--- Begin DATASET EXCERPT ---
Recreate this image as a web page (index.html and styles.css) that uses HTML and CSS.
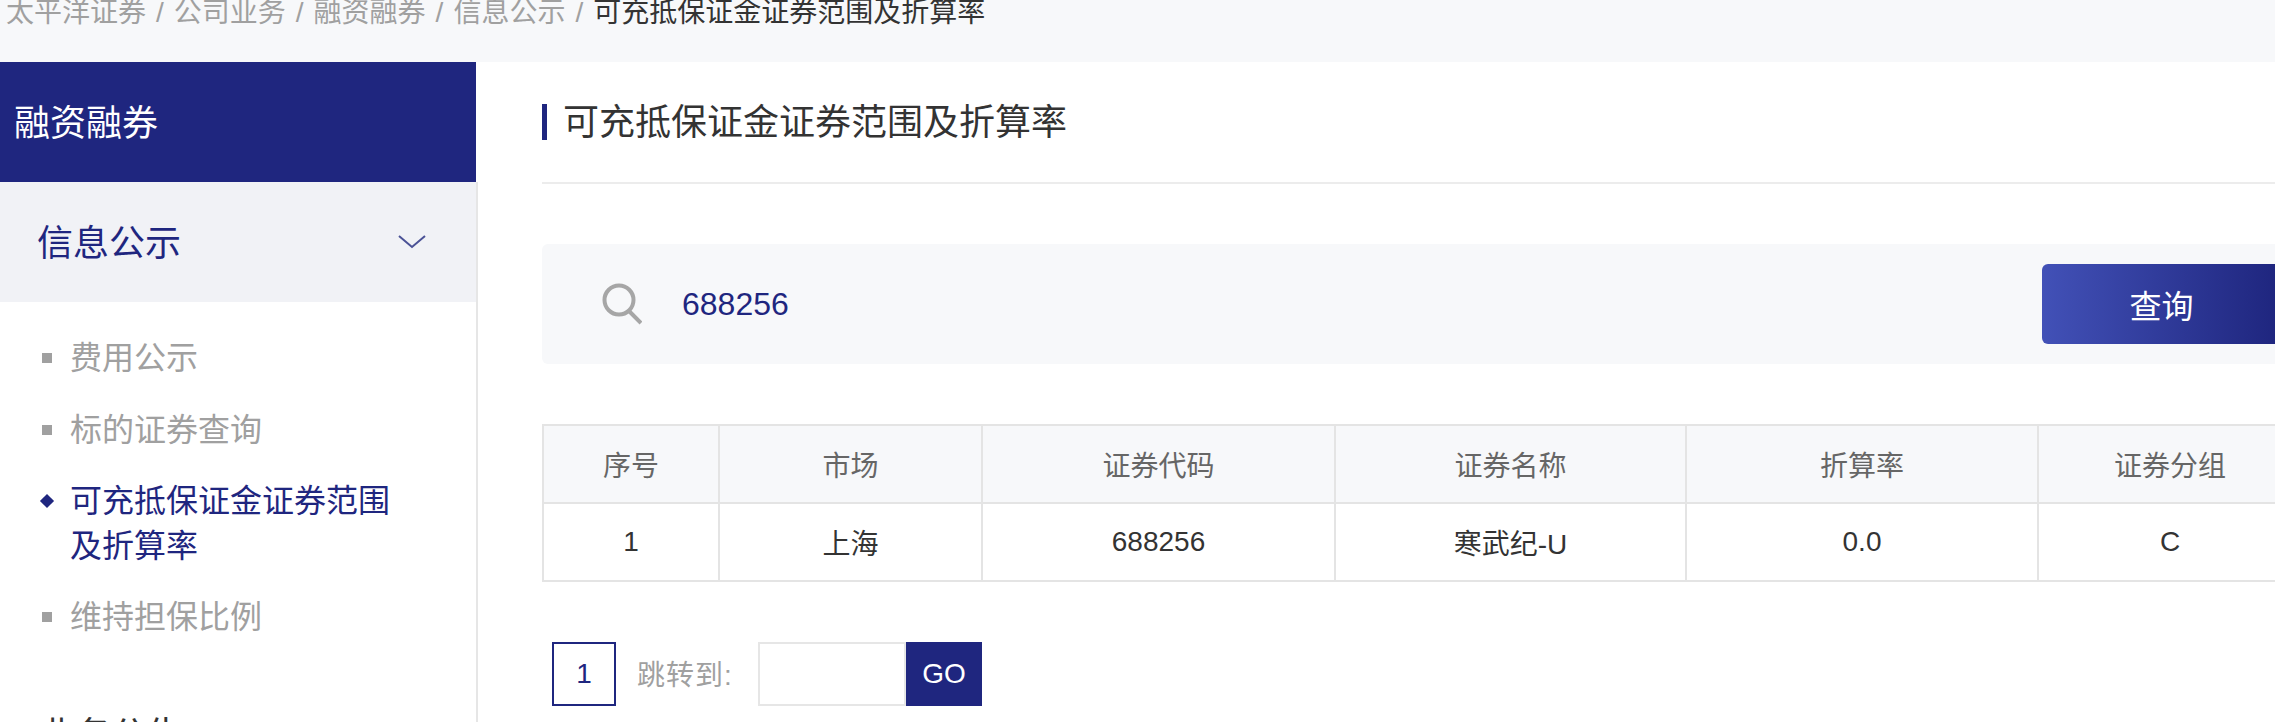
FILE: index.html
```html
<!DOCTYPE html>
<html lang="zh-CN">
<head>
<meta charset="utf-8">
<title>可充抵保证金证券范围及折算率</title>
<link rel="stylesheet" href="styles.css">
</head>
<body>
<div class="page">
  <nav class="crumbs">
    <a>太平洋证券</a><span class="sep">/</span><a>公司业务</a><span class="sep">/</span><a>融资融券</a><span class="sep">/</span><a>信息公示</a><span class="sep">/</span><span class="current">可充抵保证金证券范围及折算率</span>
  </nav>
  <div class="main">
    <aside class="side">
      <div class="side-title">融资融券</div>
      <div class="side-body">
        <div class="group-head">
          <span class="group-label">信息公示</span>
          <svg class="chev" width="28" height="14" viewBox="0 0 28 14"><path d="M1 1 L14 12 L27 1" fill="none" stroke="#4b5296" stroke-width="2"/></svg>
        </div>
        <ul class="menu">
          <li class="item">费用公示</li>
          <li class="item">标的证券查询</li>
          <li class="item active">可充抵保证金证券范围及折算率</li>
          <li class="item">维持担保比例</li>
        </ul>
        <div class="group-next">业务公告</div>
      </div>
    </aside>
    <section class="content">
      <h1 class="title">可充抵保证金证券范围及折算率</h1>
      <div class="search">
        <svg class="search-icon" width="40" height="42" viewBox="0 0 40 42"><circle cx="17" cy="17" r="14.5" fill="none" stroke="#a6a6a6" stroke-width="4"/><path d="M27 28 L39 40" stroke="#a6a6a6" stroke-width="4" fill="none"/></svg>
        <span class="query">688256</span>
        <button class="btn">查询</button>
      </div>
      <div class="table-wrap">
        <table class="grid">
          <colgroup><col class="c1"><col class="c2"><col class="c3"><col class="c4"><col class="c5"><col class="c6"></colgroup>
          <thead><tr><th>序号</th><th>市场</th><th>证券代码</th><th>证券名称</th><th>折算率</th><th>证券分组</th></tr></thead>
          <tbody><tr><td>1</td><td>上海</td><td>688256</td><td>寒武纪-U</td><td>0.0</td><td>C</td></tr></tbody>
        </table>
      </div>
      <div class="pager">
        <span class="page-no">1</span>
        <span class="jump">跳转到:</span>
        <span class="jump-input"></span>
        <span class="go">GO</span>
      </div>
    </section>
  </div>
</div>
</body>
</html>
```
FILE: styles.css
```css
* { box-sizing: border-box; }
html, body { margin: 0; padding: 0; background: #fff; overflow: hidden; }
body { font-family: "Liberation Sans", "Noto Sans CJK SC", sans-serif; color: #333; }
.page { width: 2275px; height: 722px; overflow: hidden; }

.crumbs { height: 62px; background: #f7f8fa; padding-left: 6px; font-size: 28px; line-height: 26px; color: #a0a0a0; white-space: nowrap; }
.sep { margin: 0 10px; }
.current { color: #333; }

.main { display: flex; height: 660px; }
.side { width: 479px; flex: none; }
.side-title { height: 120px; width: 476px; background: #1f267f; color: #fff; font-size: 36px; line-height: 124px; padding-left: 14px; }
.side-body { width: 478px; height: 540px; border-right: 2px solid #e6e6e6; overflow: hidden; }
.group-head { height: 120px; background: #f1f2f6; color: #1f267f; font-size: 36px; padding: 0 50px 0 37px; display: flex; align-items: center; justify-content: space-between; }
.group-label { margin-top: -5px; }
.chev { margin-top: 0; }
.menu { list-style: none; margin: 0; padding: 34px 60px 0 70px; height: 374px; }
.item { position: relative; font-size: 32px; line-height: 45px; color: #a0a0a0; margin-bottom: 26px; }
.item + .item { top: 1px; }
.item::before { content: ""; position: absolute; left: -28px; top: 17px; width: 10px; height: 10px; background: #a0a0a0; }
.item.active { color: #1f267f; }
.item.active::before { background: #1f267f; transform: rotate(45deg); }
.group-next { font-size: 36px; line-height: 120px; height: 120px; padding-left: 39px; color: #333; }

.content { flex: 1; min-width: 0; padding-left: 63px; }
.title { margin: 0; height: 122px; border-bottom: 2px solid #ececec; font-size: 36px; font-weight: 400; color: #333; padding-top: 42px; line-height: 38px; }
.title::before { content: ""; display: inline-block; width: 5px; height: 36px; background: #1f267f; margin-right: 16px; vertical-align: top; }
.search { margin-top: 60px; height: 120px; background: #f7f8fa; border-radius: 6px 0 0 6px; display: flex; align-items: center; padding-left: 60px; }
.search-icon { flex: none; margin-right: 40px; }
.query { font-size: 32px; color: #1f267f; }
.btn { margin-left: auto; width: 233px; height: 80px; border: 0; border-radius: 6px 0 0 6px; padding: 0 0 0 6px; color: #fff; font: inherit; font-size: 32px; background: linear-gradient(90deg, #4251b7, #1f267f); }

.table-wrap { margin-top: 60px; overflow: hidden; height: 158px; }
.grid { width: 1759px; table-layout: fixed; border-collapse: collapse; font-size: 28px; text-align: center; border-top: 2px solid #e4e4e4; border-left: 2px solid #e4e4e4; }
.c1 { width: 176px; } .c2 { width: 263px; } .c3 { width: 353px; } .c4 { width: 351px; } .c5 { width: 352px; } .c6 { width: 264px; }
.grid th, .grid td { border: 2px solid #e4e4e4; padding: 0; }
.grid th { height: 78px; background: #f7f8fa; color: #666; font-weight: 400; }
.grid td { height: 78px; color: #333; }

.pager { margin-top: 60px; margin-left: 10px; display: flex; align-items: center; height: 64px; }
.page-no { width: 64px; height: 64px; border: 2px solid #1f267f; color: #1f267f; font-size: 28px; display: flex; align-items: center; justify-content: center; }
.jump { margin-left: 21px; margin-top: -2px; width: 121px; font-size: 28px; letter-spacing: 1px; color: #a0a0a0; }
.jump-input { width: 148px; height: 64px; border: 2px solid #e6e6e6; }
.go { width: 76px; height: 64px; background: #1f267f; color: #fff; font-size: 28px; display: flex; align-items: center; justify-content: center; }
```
--- End DATASET EXCERPT ---
TASK TO CARRY OUT: Print the listing above in full, exactly as written. Omit any pictures.

FULL SOLUTION:
Recreate this image as a web page (index.html and styles.css) that uses HTML and CSS.
FILE: index.html
```html
<!DOCTYPE html>
<html lang="zh-CN">
<head>
<meta charset="utf-8">
<title>可充抵保证金证券范围及折算率</title>
<link rel="stylesheet" href="styles.css">
</head>
<body>
<div class="page">
  <nav class="crumbs">
    <a>太平洋证券</a><span class="sep">/</span><a>公司业务</a><span class="sep">/</span><a>融资融券</a><span class="sep">/</span><a>信息公示</a><span class="sep">/</span><span class="current">可充抵保证金证券范围及折算率</span>
  </nav>
  <div class="main">
    <aside class="side">
      <div class="side-title">融资融券</div>
      <div class="side-body">
        <div class="group-head">
          <span class="group-label">信息公示</span>
          <svg class="chev" width="28" height="14" viewBox="0 0 28 14"><path d="M1 1 L14 12 L27 1" fill="none" stroke="#4b5296" stroke-width="2"/></svg>
        </div>
        <ul class="menu">
          <li class="item">费用公示</li>
          <li class="item">标的证券查询</li>
          <li class="item active">可充抵保证金证券范围及折算率</li>
          <li class="item">维持担保比例</li>
        </ul>
        <div class="group-next">业务公告</div>
      </div>
    </aside>
    <section class="content">
      <h1 class="title">可充抵保证金证券范围及折算率</h1>
      <div class="search">
        <svg class="search-icon" width="40" height="42" viewBox="0 0 40 42"><circle cx="17" cy="17" r="14.5" fill="none" stroke="#a6a6a6" stroke-width="4"/><path d="M27 28 L39 40" stroke="#a6a6a6" stroke-width="4" fill="none"/></svg>
        <span class="query">688256</span>
        <button class="btn">查询</button>
      </div>
      <div class="table-wrap">
        <table class="grid">
          <colgroup><col class="c1"><col class="c2"><col class="c3"><col class="c4"><col class="c5"><col class="c6"></colgroup>
          <thead><tr><th>序号</th><th>市场</th><th>证券代码</th><th>证券名称</th><th>折算率</th><th>证券分组</th></tr></thead>
          <tbody><tr><td>1</td><td>上海</td><td>688256</td><td>寒武纪-U</td><td>0.0</td><td>C</td></tr></tbody>
        </table>
      </div>
      <div class="pager">
        <span class="page-no">1</span>
        <span class="jump">跳转到:</span>
        <span class="jump-input"></span>
        <span class="go">GO</span>
      </div>
    </section>
  </div>
</div>
</body>
</html>
```
FILE: styles.css
```css
* { box-sizing: border-box; }
html, body { margin: 0; padding: 0; background: #fff; overflow: hidden; }
body { font-family: "Liberation Sans", "Noto Sans CJK SC", sans-serif; color: #333; }
.page { width: 2275px; height: 722px; overflow: hidden; }

.crumbs { height: 62px; background: #f7f8fa; padding-left: 6px; font-size: 28px; line-height: 26px; color: #a0a0a0; white-space: nowrap; }
.sep { margin: 0 10px; }
.current { color: #333; }

.main { display: flex; height: 660px; }
.side { width: 479px; flex: none; }
.side-title { height: 120px; width: 476px; background: #1f267f; color: #fff; font-size: 36px; line-height: 124px; padding-left: 14px; }
.side-body { width: 478px; height: 540px; border-right: 2px solid #e6e6e6; overflow: hidden; }
.group-head { height: 120px; background: #f1f2f6; color: #1f267f; font-size: 36px; padding: 0 50px 0 37px; display: flex; align-items: center; justify-content: space-between; }
.group-label { margin-top: -5px; }
.chev { margin-top: 0; }
.menu { list-style: none; margin: 0; padding: 34px 60px 0 70px; height: 374px; }
.item { position: relative; font-size: 32px; line-height: 45px; color: #a0a0a0; margin-bottom: 26px; }
.item + .item { top: 1px; }
.item::before { content: ""; position: absolute; left: -28px; top: 17px; width: 10px; height: 10px; background: #a0a0a0; }
.item.active { color: #1f267f; }
.item.active::before { background: #1f267f; transform: rotate(45deg); }
.group-next { font-size: 36px; line-height: 120px; height: 120px; padding-left: 39px; color: #333; }

.content { flex: 1; min-width: 0; padding-left: 63px; }
.title { margin: 0; height: 122px; border-bottom: 2px solid #ececec; font-size: 36px; font-weight: 400; color: #333; padding-top: 42px; line-height: 38px; }
.title::before { content: ""; display: inline-block; width: 5px; height: 36px; background: #1f267f; margin-right: 16px; vertical-align: top; }
.search { margin-top: 60px; height: 120px; background: #f7f8fa; border-radius: 6px 0 0 6px; display: flex; align-items: center; padding-left: 60px; }
.search-icon { flex: none; margin-right: 40px; }
.query { font-size: 32px; color: #1f267f; }
.btn { margin-left: auto; width: 233px; height: 80px; border: 0; border-radius: 6px 0 0 6px; padding: 0 0 0 6px; color: #fff; font: inherit; font-size: 32px; background: linear-gradient(90deg, #4251b7, #1f267f); }

.table-wrap { margin-top: 60px; overflow: hidden; height: 158px; }
.grid { width: 1759px; table-layout: fixed; border-collapse: collapse; font-size: 28px; text-align: center; border-top: 2px solid #e4e4e4; border-left: 2px solid #e4e4e4; }
.c1 { width: 176px; } .c2 { width: 263px; } .c3 { width: 353px; } .c4 { width: 351px; } .c5 { width: 352px; } .c6 { width: 264px; }
.grid th, .grid td { border: 2px solid #e4e4e4; padding: 0; }
.grid th { height: 78px; background: #f7f8fa; color: #666; font-weight: 400; }
.grid td { height: 78px; color: #333; }

.pager { margin-top: 60px; margin-left: 10px; display: flex; align-items: center; height: 64px; }
.page-no { width: 64px; height: 64px; border: 2px solid #1f267f; color: #1f267f; font-size: 28px; display: flex; align-items: center; justify-content: center; }
.jump { margin-left: 21px; margin-top: -2px; width: 121px; font-size: 28px; letter-spacing: 1px; color: #a0a0a0; }
.jump-input { width: 148px; height: 64px; border: 2px solid #e6e6e6; }
.go { width: 76px; height: 64px; background: #1f267f; color: #fff; font-size: 28px; display: flex; align-items: center; justify-content: center; }
```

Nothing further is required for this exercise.